The woman squatted and snapped pictures with her phone. Mama must not like that mulch, she said.
Lacie rolled her eyes. She wanted to say, “She’s just moving the mulch so her babies can dig for bugs and stuff,” but mostly, she just wanted them to go away. Soon, they did.
The rooster’s shrill crow behind the shrubs startled Lacie. One of the khaki-garbed groundskeepers was chasing after it, swinging his rake wildly. He stopped short and smiled when he caught sight of Lacie. He walked around the end of the bushes, and a spray of moldy chartreuse swirled up in her gut.
“I just put all that mulch down this morning,” he said. “And look at her, making such a mess. They’re like rats, dirty rats with feathers.” The Caribbean blue of his cadence couldn’t disguise the Paris green beneath his words.
Lacie smiled, too, hoping friendliness from her might afford kindness for her chicks, but the man just nodded and said, “Good day, ma’am.” She watched him retreat to the maintenance shed, then returned her attention to her new little friends. It was the most yellow she’d felt in a long time.
Her family’s shadows caught up with Lacie first. What are you doing, weirdo, one of her brothers asked. Those little peckers ran loose all over our farm, her grandmother said. They crapped everywhere. You know they’re all going to die, right? her other brother said. The resort cats will get ‘em. Aren’t you hungry, her mother wanted to know. Her father consulted his phone, but abstained from participation.
Lacie wished the ring’s colors could shine through her belly button; the jolly yellow was already fading, and her family never even saw how it could shine. She followed them in to dinner, hoping to see the little hen and her chicks again in the morning before they left for the airport.
Later, a clattering somewhere off their balcony startled her awake. Careful not to disturb her brothers, spooning in the other bed, she slid open the balcony door and stepped outside.
The moon, full over the water, hid nothing. The groundskeeper’s rake struck the ground again and again. The man hopped left and right, lunging at one or two of the chicks, which ran but were caught. Beating Mama Hen into stillness took four swings, and the man was panting when he finally lowered the rake; she could hear his breath, even over the surf. Dark, ragged shapes peeled away from the shadows and slunk closer, yowling.

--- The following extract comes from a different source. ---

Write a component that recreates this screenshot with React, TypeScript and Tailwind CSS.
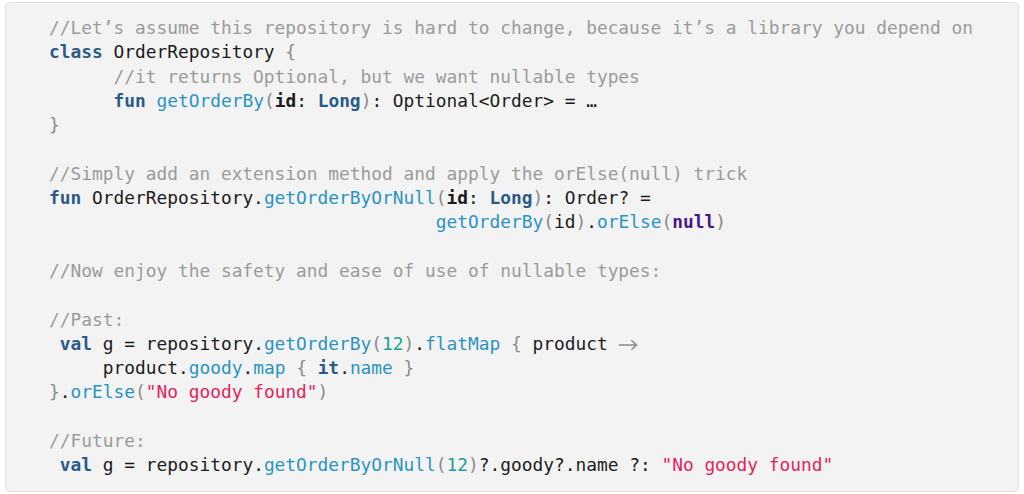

“Here you go,” the man said. He plucked a tiny crushed body from the ground and tossed it to the cats circling his feet. He must’ve heard the noises coming from her throat; or maybe he saw the colors flashing from her stomach, the crimson and fuchsia and white and black and black and black catching his eye, drawing his attention upwards.
She stepped back into the doorway when the cats below began snarling and hissing, fighting over the tiny scraps. She waited there, in the dark, not a single color shining from her abdomen until she heard the man turn the hose on the cats and begin spraying down the walkway.
When she wheeled her suitcase past the perfect flower beds the next morning, she searched for signs of the little family. Not a shred of the too-vibrant mulch was out of place.
I told you, the cats got ‘em, one of her brothers said, noticing her notice their absence. Hard life for soft little things like that, her grandmother said. Short life, you mean, said her other brother. Her father said, Flight’s on time. Everybody have fun? Lacie reached her free hand out to her mother, hope rising pink from it like steam, and waited for her to take it.